No proof. No data. Nothing.
Lord help us all.
— trustfundbaby (@trustfundbaby) January 31, 2018
In an interview with Upworthy, Chaudry said that she normally avoids engaging with internet trolls on Twitter — but she was on an important mission: to spread the truth.
“In a space like Twitter, we aren’t always dealing with real people, we are often battling armies of misinformation bots,” Chaudry said. “And while I don’t believe in arguing with bots, there are people out there who are watching quietly, not sure about the truth. It’s important to keep putting the truth out there for them.”
There is undeniably a phenomenon of far-right trolls and some Trump supporters of refusing to accept or consider impenetrable evidence and/or facts debunking some of the misinformation and blatant lies coming from the White House. Chaudry said part of that is the Trump administration spending a “tremendous amount” of effort to undermine all forms of institutions.
“From science to democracy to media to intel, this administration is engaged in an onslaught to confuse people, create a fog of war that destroys the confidence of citizens in anything and everything,” she added. “And they have many handmaidens that are instrumental in this goal — Fox, Breitbart, even the silence of the GOP itself.”
If, by now, you’ve realized Chaudry’s name sounds familiar — it should.
Through her 14 years of experience practicing immigration law and her commitment to truth, Chaudry has become a central figure to the first season of the “Serial” podcast. Her book, “Adnan’s Story: The Search for Truth and Justice After Serial” is listed as a New York Times best-seller, and her podcast “Undisclosed” has more than 200 million downloads.
But her expertise and impact extends far beyond immigration law.
The 43-year-old mother is also a well-respected and prominent voice in the national security field and is the recipient of numerous prestigious awards, such as the Truman National Security Project’s 2015 Harry S. Truman Award for Communications and Media Influence. Chaudry is also widely sought after as a public speaker and writer on national security, civil rights, religion, and gender, and she often trains law enforcement officers on understanding the Islamic faith.
Despite her remarkable expertise in the intersection of immigration, law, and national security, Chaudry says she still deals with the occasional moments of splaining.
And she calls the perpetrators out, particularly when they are men.
“I’ve learned to take up space with my body — I’m short and I wear hijab, which renders me invisible to some — and to be strongly declarative,” the lawyer said. “I don’t hedge much anymore, and that seems to help shut the mansplainers down.”
Chaudry, who also happens to be Muslim, said that her experience is obviously not unique.

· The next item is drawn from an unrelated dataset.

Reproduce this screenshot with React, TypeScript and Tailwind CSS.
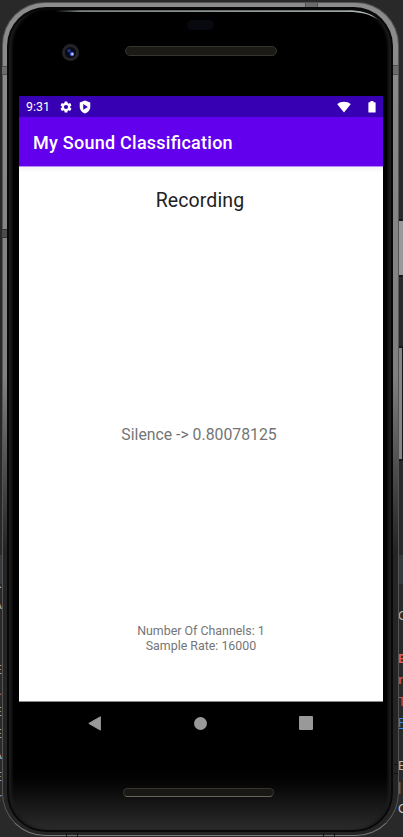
import React from "react";

const leftCode = [
  { text: ".", color: "text-[#b5bac0]" },
  { text: "A", color: "text-[#c0b5a5]" },
  { text: "", color: "" },
  { text: "", color: "" },
  { text: "E", color: "text-[#b0a08e]" },
  { text: ".", color: "text-[#b86a6a]" },
  { text: "E", color: "text-[#a0a6ad]" },
  { text: "E", color: "text-[#a0a6ad]" },
  { text: "A", color: "text-[#b5bac0]" },
  { text: "E", color: "text-[#a0a6ad]" },
  { text: "r", color: "text-[#6f97c0]" },
];

const rightCode = [
  { text: "G", color: "text-[#b5b5b5]" },
  { text: "", color: "" },
  { text: "E", color: "text-[#e05a60] font-bold" },
  { text: "r", color: "text-[#c5525a] font-bold" },
  { text: "T", color: "text-[#c5525a]" },
  { text: "R", color: "text-[#3a82ee] underline" },
  { text: "", color: "" },
  { text: "E", color: "text-[#b5b5b5]" },
  { text: "|", color: "text-[#777777]" },
  { text: "G", color: "text-[#c5c5c5]" },
];

function Backdrop() {
  return (
    <div className="absolute inset-0 flex flex-col font-['Liberation_Sans',sans-serif] text-[13px] leading-[21.4px]">
      <div className="flex h-[555px] flex-col items-end pt-[219px]">
        <div className="h-[58px] w-[5px] border-y-2 border-[#161616] bg-[#999]" />
        <div className="mt-[69px] h-[115px] w-[5px] border-y-2 border-r border-[#161616] bg-[#858585]" />
      </div>
      <div className="flex flex-1 justify-between bg-[linear-gradient(#343a3e_29px,#292929_29px)] pt-[18px]">
        <div className="flex w-[2px] flex-col items-end">
          {leftCode.map((c, i) => (
            <span key={i} className={`h-[21.4px] ${c.color}`}>
              {c.text}
            </span>
          ))}
        </div>
        <div className="flex w-[5px] flex-col items-start pt-[32px]">
          {rightCode.map((c, i) => (
            <span key={i} className={`h-[21.4px] ${c.color}`}>
              {c.text}
            </span>
          ))}
        </div>
      </div>
    </div>
  );
}

function FrameDetails() {
  return (
    <svg className="absolute inset-0" width="403" height="837" viewBox="0 0 403 837" fill="none">
      <defs>
        <linearGradient id="glassEdge" x1="55" y1="0" x2="378" y2="0" gradientUnits="userSpaceOnUse">
          <stop offset="0" stopColor="#778080" stopOpacity="0" />
          <stop offset=".08" stopColor="#7d8585" />
          <stop offset=".9" stopColor="#9aa3a3" />
          <stop offset="1" stopColor="#c8cece" />
        </linearGradient>
      </defs>
      <path d="M55 10.300H348c11 0 22 2 30 9.500-8-5.500-17-7.700-30-7.700H55z" fill="url(#glassEdge)" />
      <path d="M2 66h5v9H2zM393 65h5v10h-5zM305 3h12v4h-12z" fill="#6c6c6c" />
      <path d="M2 66.500h5M2 74.500h5M393 65.500h5M393 74.500h5M305.500 3v4M317.500 3v4" stroke="#505050" />
      <path d="M2 229h5v9H2z" fill="#4c4c4c" />
      <path d="M2 229.500h5M2 237.500h5" stroke="#333" />
      <path d="M394 764.500h4M394 773.500h4M66.500 833v4M77.500 833v4M323.500 833v4M334.500 833v4" stroke="#111" />
    </svg>
  );
}

function StatusBar() {
  return (
    <div className="flex h-[21px] items-center bg-[#3700b3] pl-[7px] pr-[6px] text-white">
      <span className="w-[25px] whitespace-nowrap text-[12.4px] leading-[21px]">9:31</span>
      <svg className="ml-[8px]" width="14" height="14" viewBox="0 0 24 24" fill="currentColor">
        <path d="M19.14 12.94c.04-.3.06-.61.06-.94s-.02-.64-.07-.94l2.03-1.58a.5.5 0 0 0 .12-.61l-1.92-3.32a.5.5 0 0 0-.59-.22l-2.39.96a7 7 0 0 0-1.62-.94l-.36-2.54a.5.5 0 0 0-.48-.41h-3.84a.5.5 0 0 0-.47.41l-.36 2.54a7.3 7.3 0 0 0-1.62.94l-2.39-.96a.5.5 0 0 0-.59.22L2.74 8.87a.5.5 0 0 0 .12.61l2.03 1.58a6 6 0 0 0-.02 1.88l-2.03 1.58a.5.5 0 0 0-.12.61l1.92 3.32c.12.22.37.29.59.22l2.39-.96c.5.38 1.03.7 1.62.94l.36 2.54c.05.24.24.41.48.41h3.84c.24 0 .44-.17.47-.41l.36-2.54a7 7 0 0 0 1.62-.94l2.39.96c.22.08.47 0 .59-.22l1.92-3.32a.5.5 0 0 0-.12-.61zM12 15.6a3.6 3.6 0 1 1 0-7.2 3.6 3.6 0 0 1 0 7.2z" />
      </svg>
      <svg className="ml-[6px]" width="12" height="14" viewBox="1 0 20 24" fill="currentColor" fillRule="evenodd">
        <path d="M11 1 2 4.3V12c0 5 3.800 9.400 9 11 5.200-1.600 9-6 9-11V4.300zM8 7l8 4.800L8 16.500z" />
      </svg>
      <svg className="ml-auto" width="14" height="12" viewBox="0 0 14 12" fill="currentColor">
        <path d="M.3 3.200C4 0 10 0 13.700 3.200L7 11.500z" />
      </svg>
      <svg className="ml-[17px] mr-[1px]" width="8" height="12" viewBox="0 0 8 12" fill="currentColor">
        <path d="M2.400 0h3v1.300H7a.6.6 0 0 1 .6.600v9.100a.6.6 0 0 1-.6.600H1a.6.6 0 0 1-.6-.600V1.900a.6.6 0 0 1 .6-.600h1.400z" />
      </svg>
    </div>
  );
}

function Screen() {
  return (
    <div className="mx-[10px] flex h-[606px] w-[364px] flex-col bg-white">
      <StatusBar />
      <div className="flex h-[49px] items-center bg-[#6200ee] pl-[14px] pt-[2px] text-[18px] font-medium tracking-[0.25px] text-white [font-feature-settings:'liga'_1]">
        My Sound Classification
      </div>
      <div className="flex flex-1 flex-col items-center border-b border-t border-b-[#888] border-t-[#b98cf5] bg-gradient-to-b from-[#f3f3f3] via-white via-[1%] to-white text-[#757575]">
        <h1 className="mt-[22px] pr-[2px] text-[19.500px] leading-[24px] tracking-[0.1px] text-[#212121]">Recording</h1>
        <p className="mt-[212px] pr-[4px] text-[15.800px] leading-[20px]">Silence -&gt; 0.80078125</p>
        <div className="mt-[179px] text-center text-[12.400px] leading-[14.500px]">
          <p>Number Of Channels: 1</p>
          <p>Sample Rate: 16000</p>
        </div>
      </div>
    </div>
  );
}

function Navigation() {
  return (
    <div className="flex h-[42px] items-center justify-between pl-[79px] pr-[78px]">
      <svg width="14" height="15" viewBox="0 0 14 15">
        <path d="M.8 7.400 12.400.8v13.300z" fill="#999" stroke="#999" strokeWidth="1" strokeLinejoin="round" />
      </svg>
      <div className="h-[13px] w-[13px] rounded-full bg-[#999]" />
      <div className="h-[14px] w-[14px] rounded-[1px] bg-[#999]" />
    </div>
  );
}

function TopBezel() {
  return (
    <div className="flex h-[87px] flex-col pt-[11px]">
      <div className="ml-[178px] h-[10px] w-[27px] rounded-full bg-[#08090e]" />
      <div className="mt-[14px] flex items-center gap-[46px] pl-[53px]">
        <svg width="17" height="17" viewBox="0 0 17 17">
          <circle cx="8.500" cy="8.500" r="8.500" fill="#242326" />
          <circle cx="8.500" cy="8.500" r="5.500" fill="#08091a" />
          <circle cx="7" cy="6.800" r="1.800" fill="#25368e" />
          <circle cx="10" cy="10" r="2.200" fill="#4259d0" />
          <circle cx="10.300" cy="10.200" r="1.100" fill="#cad5ff" />
        </svg>
        <div className="mb-[3px] h-[10px] w-[152px] rounded-full border border-[#35342f] bg-[#1c1a14]" />
      </div>
    </div>
  );
}

export default function App() {
  return (
    <div className="relative h-[837px] w-[403px] overflow-hidden bg-[#292929] pl-[2px] pt-[2px] font-[Roboto,sans-serif]">
      <Backdrop />
      <div className="relative h-[834px] w-[397px] rounded-[43px] border border-[#555] border-b-[#777] bg-gradient-to-b from-[#8c8c8c] via-[#808080] via-[45%] to-[#242424] to-[66%] pb-[3px] pl-[4px] pr-[5px] pt-[4px]">
        <div className="h-full w-full rounded-[39px] bg-[#080808] p-[2px]">
          <div className="flex h-full w-full flex-col rounded-[37px] bg-gradient-to-b from-black from-[91%] via-[#111] via-[96%] to-[#2b2b2b] shadow-[inset_4px_0_3px_-1px_#1b1b1b,inset_-4px_0_3px_-1px_#1b1b1b]">
            <TopBezel />
            <Screen />
            <Navigation />
            <div className="ml-[114px] mt-[44px] h-[9px] w-[151px] rounded-full border border-[#35342f] border-b-[#68645c] bg-[#191813]" />
          </div>
        </div>
      </div>
      <FrameDetails />
    </div>
  );
}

“Fake news and bots aside, I think women in general — Muslim or not, accomplished or not, expert or not) consistently are challenged by the ‘but actuallys’ of confident, but uninformed, men,” Chaudry said. “I’ve learned over the years to change the language, verbal and physical, I use to help convey my expertise. Many women do couch their statements in terms that are less assertive, use body language that is not too confrontational.”
But what does Chaudry say that other women and male allies can do to fight against the microaggressions of splaining?
“By doing what they did with that very basic tweet about immigration — share the voices of others,” she added. “Just share, amplify, and echo. It validates the voices, opinions, expertise of those who have to fight to prove it otherwise.”